Your submission must include a text file called readme.txt This file must include your name, section meeting time, and instructor name. In addition, it must include a list of all the inplementation files and any special instructions that the TA will need to know in order to run your program.
Example:
Snoop Doggie Dog Section 8: Thursday, 6 PM Eric Breimer hash.h main.cpp To run the program type jog.exe N p seed [nolog | log] where N is the number of events p is the probability of that event occurs in one unit of time seed is the random number seed and the last argument is log if you want a full output log or nolog if you just want summary results
Create a tar file. Tar is an acronym for Tape Archive. To create
a tar file, use the tar command with two flags c (for create)

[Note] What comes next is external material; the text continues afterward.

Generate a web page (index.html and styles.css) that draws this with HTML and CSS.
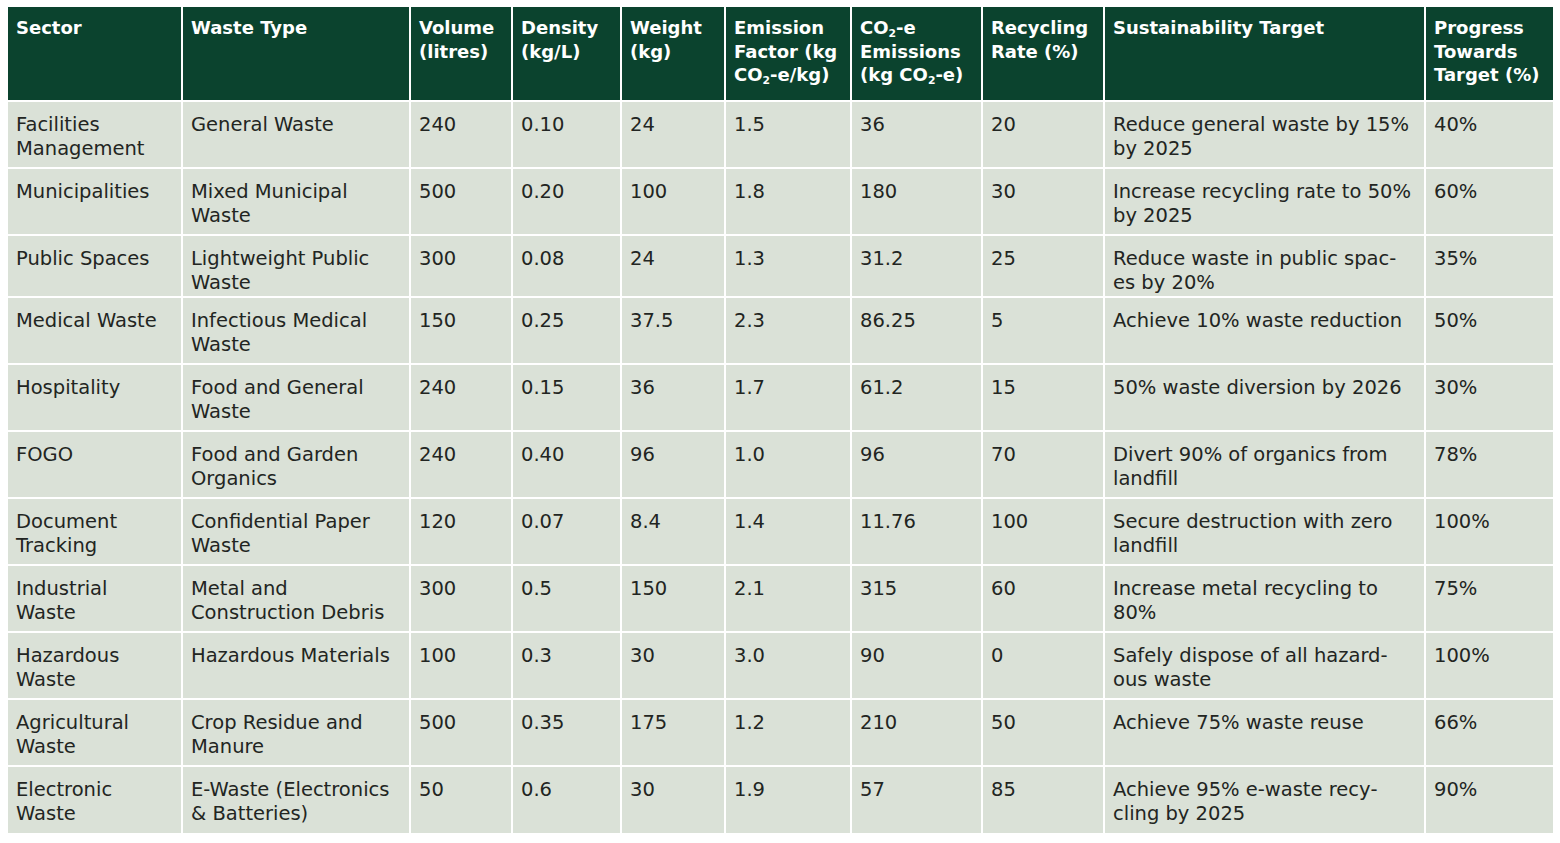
FILE: index.html
```html
<!DOCTYPE html>
<html lang="en">
<head>
<meta charset="utf-8">
<title>Waste Sector Sustainability Table</title>
<link rel="stylesheet" href="styles.css">
</head>
<body>
<table class="waste-table">
  <colgroup>
    <col class="c-sector">
    <col class="c-type">
    <col class="c-volume">
    <col class="c-density">
    <col class="c-weight">
    <col class="c-factor">
    <col class="c-emissions">
    <col class="c-rate">
    <col class="c-target">
    <col class="c-progress">
  </colgroup>
  <thead>
    <tr>
      <th>Sector</th>
      <th>Waste Type</th>
      <th>Volume (litres)</th>
      <th>Density (kg/L)</th>
      <th>Weight (kg)</th>
      <th>Emission Factor (kg CO<sub>2</sub>-e/kg)</th>
      <th>CO<sub>2</sub>-e Emissions (kg CO<sub>2</sub>-e)</th>
      <th>Recycling Rate (%)</th>
      <th>Sustainability Target</th>
      <th>Progress Towards Target (%)</th>
    </tr>
  </thead>
  <tbody>
    <tr>
      <td>Facilities Management</td><td>General Waste</td><td>240</td><td>0.10</td><td>24</td><td>1.5</td><td>36</td><td>20</td><td>Reduce general waste by 15% by 2025</td><td>40%</td>
    </tr>
    <tr>
      <td>Municipalities</td><td>Mixed Municipal Waste</td><td>500</td><td>0.20</td><td>100</td><td>1.8</td><td>180</td><td>30</td><td>Increase recycling rate to 50% by 2025</td><td>60%</td>
    </tr>
    <tr class="row-short">
      <td>Public Spaces</td><td>Lightweight Public Waste</td><td>300</td><td>0.08</td><td>24</td><td>1.3</td><td>31.2</td><td>25</td><td>Reduce waste in public spac&shy;es&nbsp;by 20%</td><td>35%</td>
    </tr>
    <tr>
      <td>Medical Waste</td><td>Infectious Medical Waste</td><td>150</td><td>0.25</td><td>37.5</td><td>2.3</td><td>86.25</td><td>5</td><td>Achieve 10% waste reduction</td><td>50%</td>
    </tr>
    <tr>
      <td>Hospitality</td><td>Food and General Waste</td><td>240</td><td>0.15</td><td>36</td><td>1.7</td><td>61.2</td><td>15</td><td>50% waste diversion by 2026</td><td>30%</td>
    </tr>
    <tr>
      <td>FOGO</td><td>Food and Garden Organics</td><td>240</td><td>0.40</td><td>96</td><td>1.0</td><td>96</td><td>70</td><td>Divert 90% of organics from landfill</td><td>78%</td>
    </tr>
    <tr>
      <td>Document Tracking</td><td>Confidential Paper Waste</td><td>120</td><td>0.07</td><td>8.4</td><td>1.4</td><td>11.76</td><td>100</td><td>Secure destruction with zero landfill</td><td>100%</td>
    </tr>
    <tr>
      <td>Industrial Waste</td><td>Metal and Construction Debris</td><td>300</td><td>0.5</td><td>150</td><td>2.1</td><td>315</td><td>60</td><td>Increase metal recycling to 80%</td><td>75%</td>
    </tr>
    <tr>
      <td>Hazardous Waste</td><td>Hazardous Materials</td><td>100</td><td>0.3</td><td>30</td><td>3.0</td><td>90</td><td>0</td><td>Safely dispose of all hazard&shy;ous&nbsp;waste</td><td>100%</td>
    </tr>
    <tr>
      <td>Agricultural Waste</td><td>Crop Residue and Manure</td><td>500</td><td>0.35</td><td>175</td><td>1.2</td><td>210</td><td>50</td><td>Achieve 75% waste reuse</td><td>66%</td>
    </tr>
    <tr>
      <td>Electronic Waste</td><td>E-Waste (Electronics &amp; Batteries)</td><td>50</td><td>0.6</td><td>30</td><td>1.9</td><td>57</td><td>85</td><td>Achieve 95% e-waste recy&shy;cling&nbsp;by 2025</td><td>90%</td>
    </tr>
  </tbody>
</table>
</body>
</html>
```

FILE: styles.css
```css
html, body {
  margin: 0;
  padding: 0;
  background: #ffffff;
}

body {
  padding: 7px 8px;
  font-family: "DejaVu Sans", "Noto Sans", sans-serif;
}

.waste-table {
  width: 1545px;
  table-layout: fixed;
  border-collapse: collapse;
  font-size: 19.5px;
  line-height: 24px;
  color: #222522;
}

.c-sector { width: 174px; }
.c-type { width: 228px; }
.c-volume { width: 102px; }
.c-density { width: 109px; }
.c-weight { width: 104px; }
.c-factor { width: 126px; }
.c-emissions { width: 131px; }
.c-rate { width: 122px; }
.c-target { width: 321px; }
.c-progress { width: 128px; }

.waste-table th,
.waste-table td {
  border: 2px solid #ffffff;
  vertical-align: top;
  text-align: left;
  padding: 11px 8px 0 8px;
}

.waste-table td:first-child {
  padding-right: 12px;
}

.waste-table th {
  background: #0b432e;
  color: #ffffff;
  font-weight: 700;
  font-size: 18px;
  line-height: 23.5px;
  padding-top: 9px;
  padding-right: 4px;
}

.waste-table tr > :first-child { border-left: 0; }
.waste-table tr > :last-child { border-right: 0; }
.waste-table thead th { border-top: 0; }
.waste-table tbody tr:last-child td { border-bottom: 0; }

.waste-table td {
  background: #dae1d7;
}

.waste-table thead tr { height: 94px; }
.waste-table tbody tr { height: 67px; }
.waste-table tbody tr.row-short { height: 62px; }

.waste-table sub {
  font-size: 0.6em;
  line-height: 0;
  vertical-align: -0.3em;
}
```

and f (for file), followed by the file name of the tar file (it
should have a .tar suffix) followed by the names of all of the
files that you want to send. For example the following command:
tar cf temp.tar myfile.h myfile.cpp readme.txt
creates a tar file called temp.tar which contains three files,
myfile.h, myfile.cpp and readme.txt.
You will need to check to make sure that the tar file is correct. The
best way to do this is to copy the tar file to another directory and run
the following command:
tar xf temp.tar
After running this command, the files myfile,cpp, myfile.h
and myfile.rc will be in the new directory. Here are the unix
commands to do this:
mkdir newdir cp temp.tar newdir/temp.tar cd newdir tar xf temp.tarThe first line creates a new directory called newdir, the second copies the tar file to the new directory, the third line makes newdir the current directory, and the fourth line extracts the files.
Use the unix copy command cp to copy your submission. For example:
cp temp.tar /dept/cs/cs230/project3/section8/snoopd.tar
Please, make sure you copy your tar file into the subdirectory for your section and verify that the name of your tar file is your RCS login. You will not receive credit for your submission unless you follow the submission guidelines.